What to do:
Provide nothing but the number of lines containing the string "code".

Exercise data:
-- begin --

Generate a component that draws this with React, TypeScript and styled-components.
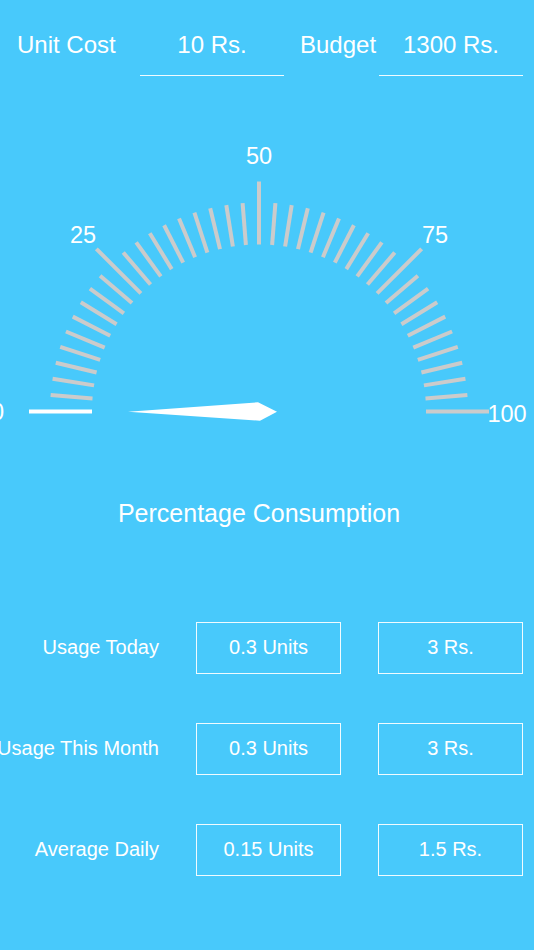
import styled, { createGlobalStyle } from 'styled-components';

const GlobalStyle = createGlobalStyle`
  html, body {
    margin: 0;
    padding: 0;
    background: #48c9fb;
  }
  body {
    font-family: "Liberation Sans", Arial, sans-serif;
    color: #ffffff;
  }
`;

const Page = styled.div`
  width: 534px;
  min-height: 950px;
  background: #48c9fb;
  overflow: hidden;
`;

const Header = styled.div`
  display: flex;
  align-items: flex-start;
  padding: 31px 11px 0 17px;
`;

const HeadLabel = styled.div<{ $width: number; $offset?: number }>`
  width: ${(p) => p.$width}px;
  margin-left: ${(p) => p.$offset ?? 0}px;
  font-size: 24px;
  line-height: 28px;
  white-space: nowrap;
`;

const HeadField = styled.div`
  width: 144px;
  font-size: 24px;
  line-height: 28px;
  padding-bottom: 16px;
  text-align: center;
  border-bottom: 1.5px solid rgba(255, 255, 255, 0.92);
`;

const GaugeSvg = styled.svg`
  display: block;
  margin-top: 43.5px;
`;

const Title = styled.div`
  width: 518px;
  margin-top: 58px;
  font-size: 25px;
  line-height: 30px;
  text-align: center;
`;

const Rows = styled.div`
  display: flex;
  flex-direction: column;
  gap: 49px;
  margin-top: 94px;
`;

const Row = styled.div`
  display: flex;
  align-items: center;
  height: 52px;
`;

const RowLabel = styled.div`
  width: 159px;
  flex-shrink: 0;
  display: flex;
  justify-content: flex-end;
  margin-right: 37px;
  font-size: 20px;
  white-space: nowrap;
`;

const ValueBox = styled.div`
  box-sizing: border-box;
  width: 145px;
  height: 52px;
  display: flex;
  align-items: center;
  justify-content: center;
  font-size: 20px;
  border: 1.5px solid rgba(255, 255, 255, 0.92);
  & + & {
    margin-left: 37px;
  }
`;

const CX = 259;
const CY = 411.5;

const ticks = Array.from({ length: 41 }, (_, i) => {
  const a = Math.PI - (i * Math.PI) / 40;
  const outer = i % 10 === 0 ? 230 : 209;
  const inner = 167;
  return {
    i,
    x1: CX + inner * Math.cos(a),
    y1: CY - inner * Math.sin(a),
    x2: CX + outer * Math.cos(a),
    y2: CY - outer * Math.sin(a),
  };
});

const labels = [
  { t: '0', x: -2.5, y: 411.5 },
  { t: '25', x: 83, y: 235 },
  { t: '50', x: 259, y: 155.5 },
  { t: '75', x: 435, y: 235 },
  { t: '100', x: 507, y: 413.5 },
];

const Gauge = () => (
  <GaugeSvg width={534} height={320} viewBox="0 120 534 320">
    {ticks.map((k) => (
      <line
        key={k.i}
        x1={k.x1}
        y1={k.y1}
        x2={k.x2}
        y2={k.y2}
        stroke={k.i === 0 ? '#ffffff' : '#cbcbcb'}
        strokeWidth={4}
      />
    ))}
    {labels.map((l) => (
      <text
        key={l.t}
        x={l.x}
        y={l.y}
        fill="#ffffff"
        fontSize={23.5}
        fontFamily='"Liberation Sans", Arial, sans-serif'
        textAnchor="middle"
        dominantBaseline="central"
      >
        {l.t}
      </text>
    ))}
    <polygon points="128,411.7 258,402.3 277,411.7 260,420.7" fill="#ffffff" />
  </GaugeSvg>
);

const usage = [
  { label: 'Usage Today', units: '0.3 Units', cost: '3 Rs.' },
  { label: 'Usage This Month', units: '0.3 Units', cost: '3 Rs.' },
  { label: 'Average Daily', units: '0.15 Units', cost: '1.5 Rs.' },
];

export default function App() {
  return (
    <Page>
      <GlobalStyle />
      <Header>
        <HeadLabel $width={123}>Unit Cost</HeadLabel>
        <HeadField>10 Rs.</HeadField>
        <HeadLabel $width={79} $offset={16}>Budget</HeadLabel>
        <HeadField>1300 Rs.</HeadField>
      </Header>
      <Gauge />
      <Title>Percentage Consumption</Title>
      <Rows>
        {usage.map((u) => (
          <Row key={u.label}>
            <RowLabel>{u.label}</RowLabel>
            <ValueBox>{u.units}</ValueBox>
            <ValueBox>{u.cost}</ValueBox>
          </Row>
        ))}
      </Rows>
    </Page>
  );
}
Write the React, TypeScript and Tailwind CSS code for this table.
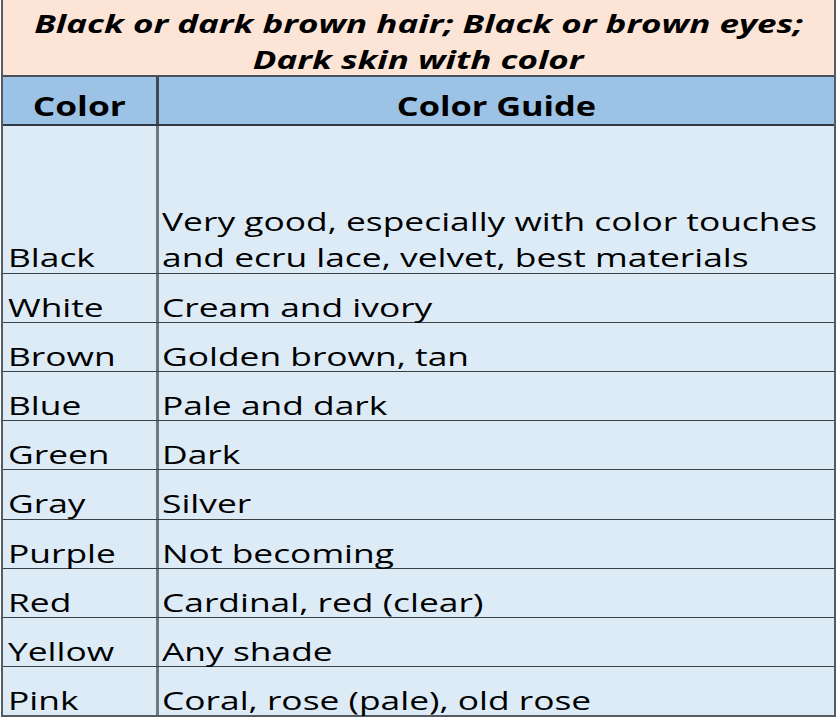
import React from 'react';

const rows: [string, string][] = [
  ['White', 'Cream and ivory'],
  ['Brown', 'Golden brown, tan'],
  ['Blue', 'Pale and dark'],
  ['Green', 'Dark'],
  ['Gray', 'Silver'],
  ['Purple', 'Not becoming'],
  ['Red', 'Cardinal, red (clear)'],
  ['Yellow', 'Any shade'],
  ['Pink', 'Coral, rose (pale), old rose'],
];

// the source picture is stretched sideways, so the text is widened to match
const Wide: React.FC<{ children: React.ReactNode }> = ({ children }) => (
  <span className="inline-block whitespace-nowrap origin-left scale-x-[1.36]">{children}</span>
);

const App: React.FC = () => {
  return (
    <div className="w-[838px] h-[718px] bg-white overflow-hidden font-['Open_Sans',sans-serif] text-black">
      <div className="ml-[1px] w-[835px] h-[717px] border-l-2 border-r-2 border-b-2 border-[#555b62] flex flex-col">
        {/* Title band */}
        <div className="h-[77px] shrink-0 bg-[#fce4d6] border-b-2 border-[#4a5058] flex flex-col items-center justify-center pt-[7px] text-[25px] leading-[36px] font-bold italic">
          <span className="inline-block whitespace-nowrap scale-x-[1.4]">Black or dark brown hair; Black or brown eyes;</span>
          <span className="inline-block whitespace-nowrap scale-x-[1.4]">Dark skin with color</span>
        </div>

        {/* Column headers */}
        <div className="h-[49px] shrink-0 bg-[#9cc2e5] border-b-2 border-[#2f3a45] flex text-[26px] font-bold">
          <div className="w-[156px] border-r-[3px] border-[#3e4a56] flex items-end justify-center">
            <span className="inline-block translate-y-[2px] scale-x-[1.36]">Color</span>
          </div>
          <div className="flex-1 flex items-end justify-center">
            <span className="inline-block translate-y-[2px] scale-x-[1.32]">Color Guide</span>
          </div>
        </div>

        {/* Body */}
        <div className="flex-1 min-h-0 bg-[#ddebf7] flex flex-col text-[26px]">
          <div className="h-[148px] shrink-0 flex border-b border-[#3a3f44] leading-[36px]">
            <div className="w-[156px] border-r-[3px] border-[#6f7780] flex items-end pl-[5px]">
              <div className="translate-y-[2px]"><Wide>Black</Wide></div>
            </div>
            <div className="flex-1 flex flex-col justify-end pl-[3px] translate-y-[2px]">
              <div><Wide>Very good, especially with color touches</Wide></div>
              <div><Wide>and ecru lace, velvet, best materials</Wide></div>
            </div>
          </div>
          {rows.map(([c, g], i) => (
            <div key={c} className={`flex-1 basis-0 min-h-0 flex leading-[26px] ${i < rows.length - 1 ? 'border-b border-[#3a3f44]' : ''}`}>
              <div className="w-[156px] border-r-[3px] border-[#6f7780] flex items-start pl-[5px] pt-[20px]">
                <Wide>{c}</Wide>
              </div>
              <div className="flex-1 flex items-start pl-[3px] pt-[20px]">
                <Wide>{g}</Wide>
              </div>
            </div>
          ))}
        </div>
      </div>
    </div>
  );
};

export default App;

-- end --
-- begin --

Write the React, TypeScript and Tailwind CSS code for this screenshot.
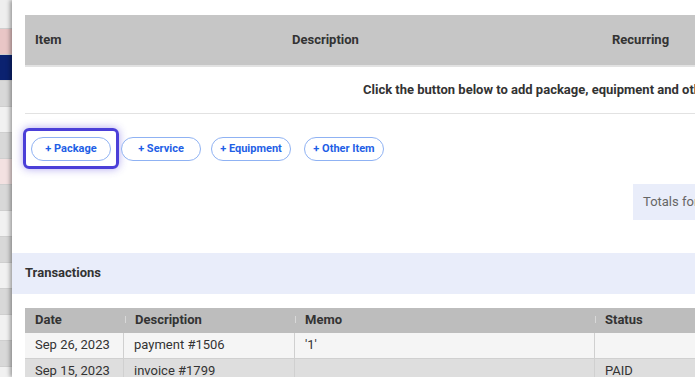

-- end --

Solved problem:
2